--- STATED TASK ---
Pull out every line below holding the word "screenshot".

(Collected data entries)

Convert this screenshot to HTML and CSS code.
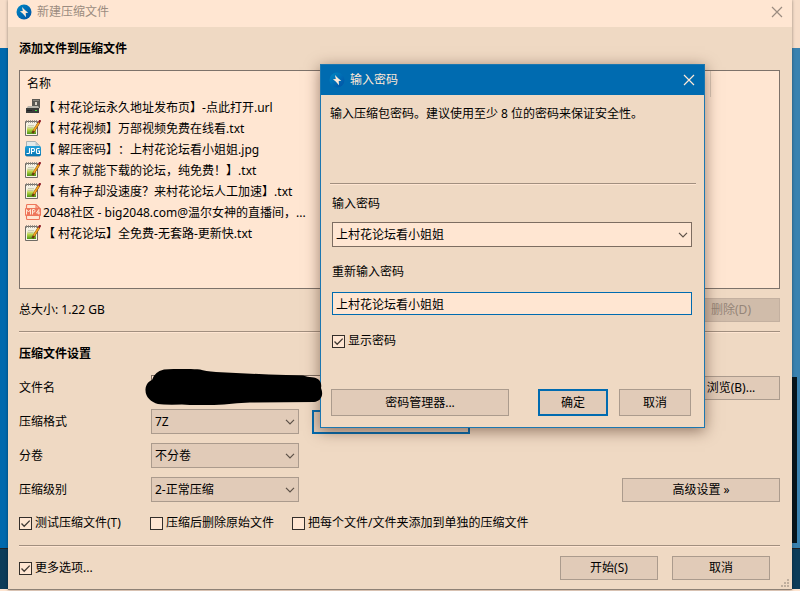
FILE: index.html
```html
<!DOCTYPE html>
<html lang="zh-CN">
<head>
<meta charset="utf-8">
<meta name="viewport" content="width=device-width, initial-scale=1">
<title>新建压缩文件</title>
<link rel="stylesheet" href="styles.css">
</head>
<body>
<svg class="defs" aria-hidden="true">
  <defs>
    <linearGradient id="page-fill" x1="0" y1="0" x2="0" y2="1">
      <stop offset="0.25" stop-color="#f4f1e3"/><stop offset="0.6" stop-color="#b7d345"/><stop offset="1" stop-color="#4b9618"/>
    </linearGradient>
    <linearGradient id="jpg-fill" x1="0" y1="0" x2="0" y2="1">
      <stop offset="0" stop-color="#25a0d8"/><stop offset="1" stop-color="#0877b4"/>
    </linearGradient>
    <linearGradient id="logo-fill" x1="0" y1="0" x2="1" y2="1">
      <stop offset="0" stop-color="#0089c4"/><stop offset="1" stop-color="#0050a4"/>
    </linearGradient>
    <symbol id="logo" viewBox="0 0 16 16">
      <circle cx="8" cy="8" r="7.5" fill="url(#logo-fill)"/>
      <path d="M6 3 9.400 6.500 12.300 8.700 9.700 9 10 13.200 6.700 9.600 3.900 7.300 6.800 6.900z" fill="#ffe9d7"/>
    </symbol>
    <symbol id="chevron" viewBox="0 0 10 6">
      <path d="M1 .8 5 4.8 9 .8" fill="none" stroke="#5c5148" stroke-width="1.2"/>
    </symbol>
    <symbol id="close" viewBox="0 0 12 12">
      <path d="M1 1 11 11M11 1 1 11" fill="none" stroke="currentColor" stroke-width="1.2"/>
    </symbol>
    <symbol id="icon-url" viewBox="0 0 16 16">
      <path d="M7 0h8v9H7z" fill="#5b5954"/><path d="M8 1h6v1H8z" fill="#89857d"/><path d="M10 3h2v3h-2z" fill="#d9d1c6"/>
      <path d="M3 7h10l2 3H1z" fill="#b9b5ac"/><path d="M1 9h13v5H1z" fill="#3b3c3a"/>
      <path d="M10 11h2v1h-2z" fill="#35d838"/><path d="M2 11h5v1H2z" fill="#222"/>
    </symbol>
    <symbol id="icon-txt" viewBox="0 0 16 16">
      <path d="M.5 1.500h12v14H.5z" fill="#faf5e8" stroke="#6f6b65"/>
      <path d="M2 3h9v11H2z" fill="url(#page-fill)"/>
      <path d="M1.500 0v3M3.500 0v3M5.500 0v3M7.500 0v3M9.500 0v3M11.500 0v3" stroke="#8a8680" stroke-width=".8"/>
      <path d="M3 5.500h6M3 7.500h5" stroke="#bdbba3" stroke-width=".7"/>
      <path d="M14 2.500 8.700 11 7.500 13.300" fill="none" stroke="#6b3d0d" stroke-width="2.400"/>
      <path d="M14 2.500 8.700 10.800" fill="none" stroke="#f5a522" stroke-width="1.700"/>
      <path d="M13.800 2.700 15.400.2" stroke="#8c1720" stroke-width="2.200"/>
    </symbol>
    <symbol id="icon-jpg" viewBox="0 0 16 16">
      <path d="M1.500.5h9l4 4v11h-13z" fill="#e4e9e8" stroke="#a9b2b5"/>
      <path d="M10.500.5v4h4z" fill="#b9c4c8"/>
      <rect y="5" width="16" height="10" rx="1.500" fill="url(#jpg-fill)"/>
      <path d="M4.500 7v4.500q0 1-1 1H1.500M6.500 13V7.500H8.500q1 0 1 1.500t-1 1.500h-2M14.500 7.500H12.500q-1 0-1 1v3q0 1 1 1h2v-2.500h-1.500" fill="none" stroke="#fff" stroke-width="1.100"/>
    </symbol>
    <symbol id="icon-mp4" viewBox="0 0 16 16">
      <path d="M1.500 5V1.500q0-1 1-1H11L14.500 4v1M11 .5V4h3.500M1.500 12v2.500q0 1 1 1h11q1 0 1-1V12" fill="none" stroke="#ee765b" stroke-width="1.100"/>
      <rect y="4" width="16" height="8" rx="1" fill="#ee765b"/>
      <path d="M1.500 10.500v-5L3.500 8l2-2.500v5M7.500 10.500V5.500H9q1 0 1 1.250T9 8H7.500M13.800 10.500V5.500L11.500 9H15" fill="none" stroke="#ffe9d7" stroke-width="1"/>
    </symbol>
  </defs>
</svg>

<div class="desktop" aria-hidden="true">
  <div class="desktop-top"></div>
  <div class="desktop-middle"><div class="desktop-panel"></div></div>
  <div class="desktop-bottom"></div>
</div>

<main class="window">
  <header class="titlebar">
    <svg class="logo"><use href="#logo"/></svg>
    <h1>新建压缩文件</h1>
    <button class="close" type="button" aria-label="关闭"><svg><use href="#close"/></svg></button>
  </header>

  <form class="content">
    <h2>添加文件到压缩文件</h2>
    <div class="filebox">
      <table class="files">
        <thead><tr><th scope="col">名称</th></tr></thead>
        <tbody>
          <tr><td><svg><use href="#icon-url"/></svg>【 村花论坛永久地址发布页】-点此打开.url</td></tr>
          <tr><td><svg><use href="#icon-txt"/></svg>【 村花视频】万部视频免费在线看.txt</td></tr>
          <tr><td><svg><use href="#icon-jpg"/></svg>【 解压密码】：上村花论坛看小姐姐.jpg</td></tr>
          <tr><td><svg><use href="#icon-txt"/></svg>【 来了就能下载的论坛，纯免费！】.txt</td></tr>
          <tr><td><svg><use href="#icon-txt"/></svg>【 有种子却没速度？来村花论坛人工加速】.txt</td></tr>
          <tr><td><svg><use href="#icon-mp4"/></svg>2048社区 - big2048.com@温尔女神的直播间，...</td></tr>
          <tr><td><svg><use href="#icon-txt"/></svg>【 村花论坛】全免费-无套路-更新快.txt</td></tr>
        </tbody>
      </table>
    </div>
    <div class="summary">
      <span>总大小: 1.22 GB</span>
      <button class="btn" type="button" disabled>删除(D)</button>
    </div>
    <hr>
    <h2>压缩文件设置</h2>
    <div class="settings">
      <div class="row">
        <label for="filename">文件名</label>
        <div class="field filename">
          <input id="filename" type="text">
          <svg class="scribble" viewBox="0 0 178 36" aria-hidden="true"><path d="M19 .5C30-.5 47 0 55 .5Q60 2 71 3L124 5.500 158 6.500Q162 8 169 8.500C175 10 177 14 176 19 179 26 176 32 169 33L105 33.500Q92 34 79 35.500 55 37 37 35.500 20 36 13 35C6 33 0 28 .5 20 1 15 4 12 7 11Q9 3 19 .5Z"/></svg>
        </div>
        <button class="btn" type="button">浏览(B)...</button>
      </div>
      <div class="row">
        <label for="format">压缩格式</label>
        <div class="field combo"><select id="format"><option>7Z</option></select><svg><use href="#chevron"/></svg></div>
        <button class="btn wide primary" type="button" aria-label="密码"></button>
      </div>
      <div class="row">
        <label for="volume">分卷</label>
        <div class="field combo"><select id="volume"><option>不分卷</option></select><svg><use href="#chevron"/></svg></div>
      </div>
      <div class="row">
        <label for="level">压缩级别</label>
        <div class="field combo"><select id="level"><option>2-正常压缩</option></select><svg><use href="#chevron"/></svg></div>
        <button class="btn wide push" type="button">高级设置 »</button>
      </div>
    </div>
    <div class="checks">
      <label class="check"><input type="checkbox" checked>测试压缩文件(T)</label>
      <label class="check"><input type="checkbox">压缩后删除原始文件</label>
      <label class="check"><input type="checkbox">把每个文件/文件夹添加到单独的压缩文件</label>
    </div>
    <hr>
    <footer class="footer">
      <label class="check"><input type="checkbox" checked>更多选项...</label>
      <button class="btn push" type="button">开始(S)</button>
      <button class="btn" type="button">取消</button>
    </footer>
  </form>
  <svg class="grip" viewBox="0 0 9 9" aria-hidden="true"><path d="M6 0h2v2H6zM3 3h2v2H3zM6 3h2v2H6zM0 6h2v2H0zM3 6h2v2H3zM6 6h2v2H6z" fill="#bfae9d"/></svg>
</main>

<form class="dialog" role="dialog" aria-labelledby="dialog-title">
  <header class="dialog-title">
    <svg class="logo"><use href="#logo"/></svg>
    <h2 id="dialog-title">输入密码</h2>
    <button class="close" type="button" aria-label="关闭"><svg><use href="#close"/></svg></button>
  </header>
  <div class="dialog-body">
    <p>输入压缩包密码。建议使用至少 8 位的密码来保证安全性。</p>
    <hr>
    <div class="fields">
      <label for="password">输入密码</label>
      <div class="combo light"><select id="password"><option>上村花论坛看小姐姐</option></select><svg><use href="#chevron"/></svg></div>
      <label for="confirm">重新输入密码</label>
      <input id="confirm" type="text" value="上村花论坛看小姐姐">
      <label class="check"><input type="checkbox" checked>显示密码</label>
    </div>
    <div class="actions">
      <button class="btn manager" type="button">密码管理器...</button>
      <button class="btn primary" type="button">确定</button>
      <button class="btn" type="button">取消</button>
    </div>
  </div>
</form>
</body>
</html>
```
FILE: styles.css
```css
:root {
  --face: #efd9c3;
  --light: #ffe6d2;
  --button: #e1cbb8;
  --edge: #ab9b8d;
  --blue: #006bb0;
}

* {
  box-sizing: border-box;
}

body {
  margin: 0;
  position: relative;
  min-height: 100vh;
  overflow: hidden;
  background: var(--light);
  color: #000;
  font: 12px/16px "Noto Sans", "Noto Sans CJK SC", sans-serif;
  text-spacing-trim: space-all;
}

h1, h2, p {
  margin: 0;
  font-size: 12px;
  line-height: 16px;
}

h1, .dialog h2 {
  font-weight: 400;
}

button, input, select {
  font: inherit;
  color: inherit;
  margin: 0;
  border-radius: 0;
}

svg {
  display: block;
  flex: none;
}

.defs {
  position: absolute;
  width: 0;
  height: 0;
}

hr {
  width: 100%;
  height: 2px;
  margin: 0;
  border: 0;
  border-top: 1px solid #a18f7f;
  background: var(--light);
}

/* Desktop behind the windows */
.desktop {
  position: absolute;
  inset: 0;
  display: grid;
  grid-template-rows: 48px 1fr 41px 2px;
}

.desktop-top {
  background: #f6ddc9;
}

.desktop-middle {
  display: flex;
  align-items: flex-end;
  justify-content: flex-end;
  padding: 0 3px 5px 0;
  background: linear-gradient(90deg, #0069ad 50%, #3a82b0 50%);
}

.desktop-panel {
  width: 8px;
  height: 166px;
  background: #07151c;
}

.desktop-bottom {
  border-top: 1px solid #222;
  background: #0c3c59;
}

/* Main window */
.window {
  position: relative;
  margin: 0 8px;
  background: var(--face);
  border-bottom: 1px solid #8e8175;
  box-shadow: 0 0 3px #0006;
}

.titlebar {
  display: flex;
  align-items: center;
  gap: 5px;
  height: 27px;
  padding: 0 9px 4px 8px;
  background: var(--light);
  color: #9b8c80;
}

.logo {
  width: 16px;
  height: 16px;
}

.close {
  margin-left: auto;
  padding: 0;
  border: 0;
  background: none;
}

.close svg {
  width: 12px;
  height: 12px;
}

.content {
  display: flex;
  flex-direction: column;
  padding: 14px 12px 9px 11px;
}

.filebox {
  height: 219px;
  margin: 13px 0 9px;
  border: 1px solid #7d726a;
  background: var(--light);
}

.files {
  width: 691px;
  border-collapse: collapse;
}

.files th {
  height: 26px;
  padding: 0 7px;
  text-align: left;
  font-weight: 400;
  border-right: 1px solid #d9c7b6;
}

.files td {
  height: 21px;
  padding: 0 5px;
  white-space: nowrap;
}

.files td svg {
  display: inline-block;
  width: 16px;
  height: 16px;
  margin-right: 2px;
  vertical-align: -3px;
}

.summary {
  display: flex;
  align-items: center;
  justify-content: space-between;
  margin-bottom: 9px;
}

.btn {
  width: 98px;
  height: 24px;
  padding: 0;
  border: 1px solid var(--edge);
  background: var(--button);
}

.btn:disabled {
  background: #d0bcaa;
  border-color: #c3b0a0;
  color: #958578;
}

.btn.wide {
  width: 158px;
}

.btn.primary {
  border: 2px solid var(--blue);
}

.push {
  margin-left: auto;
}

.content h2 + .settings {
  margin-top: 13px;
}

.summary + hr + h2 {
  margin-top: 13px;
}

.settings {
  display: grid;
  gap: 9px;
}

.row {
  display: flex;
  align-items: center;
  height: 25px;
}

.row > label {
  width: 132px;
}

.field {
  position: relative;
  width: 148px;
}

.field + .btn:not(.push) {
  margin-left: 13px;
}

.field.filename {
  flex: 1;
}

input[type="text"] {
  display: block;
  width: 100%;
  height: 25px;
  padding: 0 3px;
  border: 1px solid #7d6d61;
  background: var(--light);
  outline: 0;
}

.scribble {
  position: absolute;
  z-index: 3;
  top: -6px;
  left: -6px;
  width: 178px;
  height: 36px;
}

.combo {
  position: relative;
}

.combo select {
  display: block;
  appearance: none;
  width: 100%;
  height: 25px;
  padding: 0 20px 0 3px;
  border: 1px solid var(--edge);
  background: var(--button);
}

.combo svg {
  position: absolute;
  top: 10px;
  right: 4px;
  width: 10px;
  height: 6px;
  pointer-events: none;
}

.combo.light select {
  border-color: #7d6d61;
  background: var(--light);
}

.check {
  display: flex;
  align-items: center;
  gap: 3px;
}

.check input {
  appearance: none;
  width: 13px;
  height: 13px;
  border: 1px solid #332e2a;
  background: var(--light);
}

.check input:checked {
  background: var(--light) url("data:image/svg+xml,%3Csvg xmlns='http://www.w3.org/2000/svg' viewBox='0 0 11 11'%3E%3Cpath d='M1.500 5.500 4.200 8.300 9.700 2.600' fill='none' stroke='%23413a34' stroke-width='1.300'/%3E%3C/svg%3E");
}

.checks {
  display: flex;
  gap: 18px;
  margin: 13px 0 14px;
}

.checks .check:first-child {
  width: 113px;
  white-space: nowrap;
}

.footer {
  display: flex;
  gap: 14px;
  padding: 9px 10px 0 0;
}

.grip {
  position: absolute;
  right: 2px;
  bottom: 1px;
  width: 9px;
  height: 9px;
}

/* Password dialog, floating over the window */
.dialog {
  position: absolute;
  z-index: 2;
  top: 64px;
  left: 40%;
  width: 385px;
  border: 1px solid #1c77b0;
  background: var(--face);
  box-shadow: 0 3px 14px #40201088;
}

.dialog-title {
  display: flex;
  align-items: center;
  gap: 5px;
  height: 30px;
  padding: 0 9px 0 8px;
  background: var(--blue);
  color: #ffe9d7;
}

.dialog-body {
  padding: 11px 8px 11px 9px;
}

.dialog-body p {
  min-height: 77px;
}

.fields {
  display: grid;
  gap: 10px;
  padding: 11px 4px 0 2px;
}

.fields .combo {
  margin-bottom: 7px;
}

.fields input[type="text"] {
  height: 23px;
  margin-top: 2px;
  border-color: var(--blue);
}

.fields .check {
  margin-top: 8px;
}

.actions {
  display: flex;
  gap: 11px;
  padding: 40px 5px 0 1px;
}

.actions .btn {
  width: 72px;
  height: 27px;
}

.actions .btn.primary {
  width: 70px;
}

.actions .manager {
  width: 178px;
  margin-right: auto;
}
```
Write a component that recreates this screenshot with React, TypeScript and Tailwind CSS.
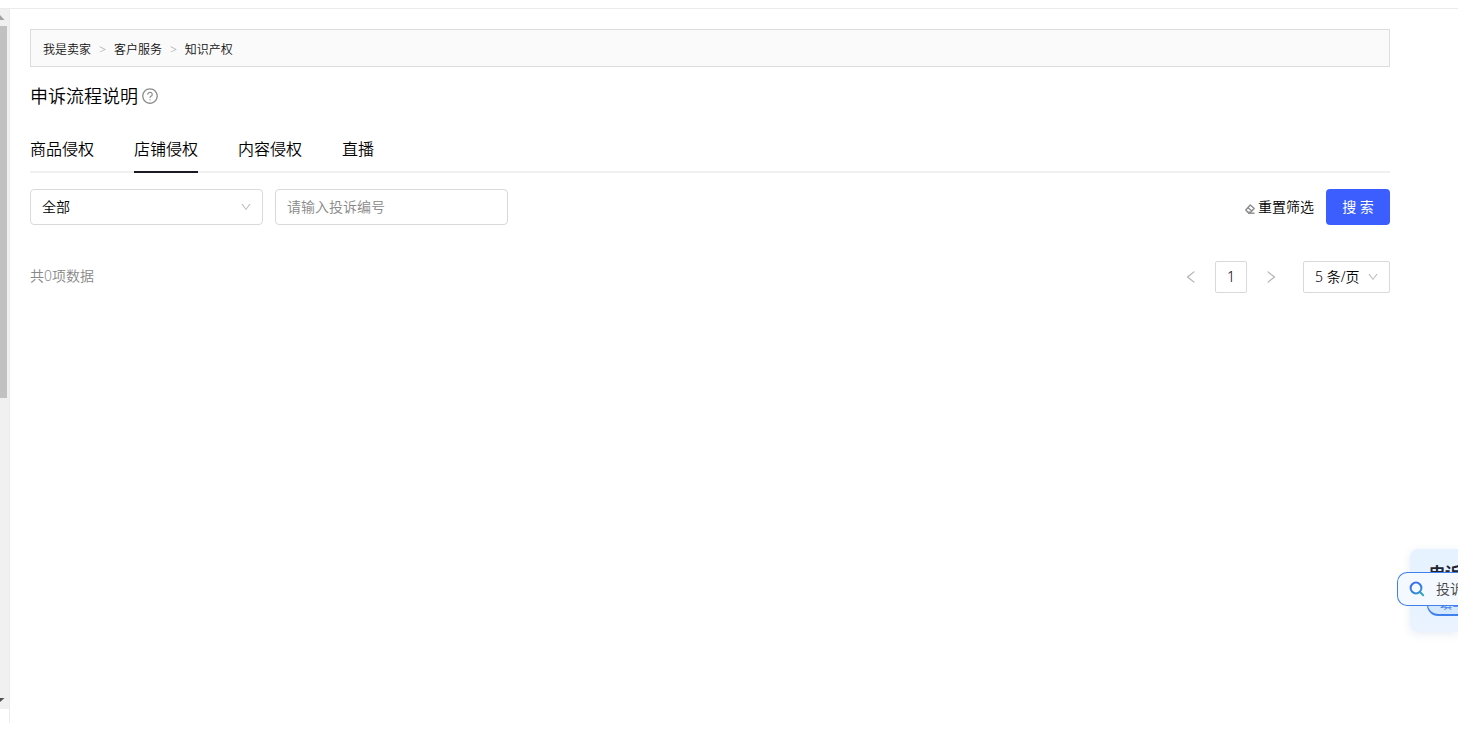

--- SOLUTION TO THE EXERCISE ---
Convert this screenshot to HTML and CSS code.
Write a component that recreates this screenshot with React, TypeScript and Tailwind CSS.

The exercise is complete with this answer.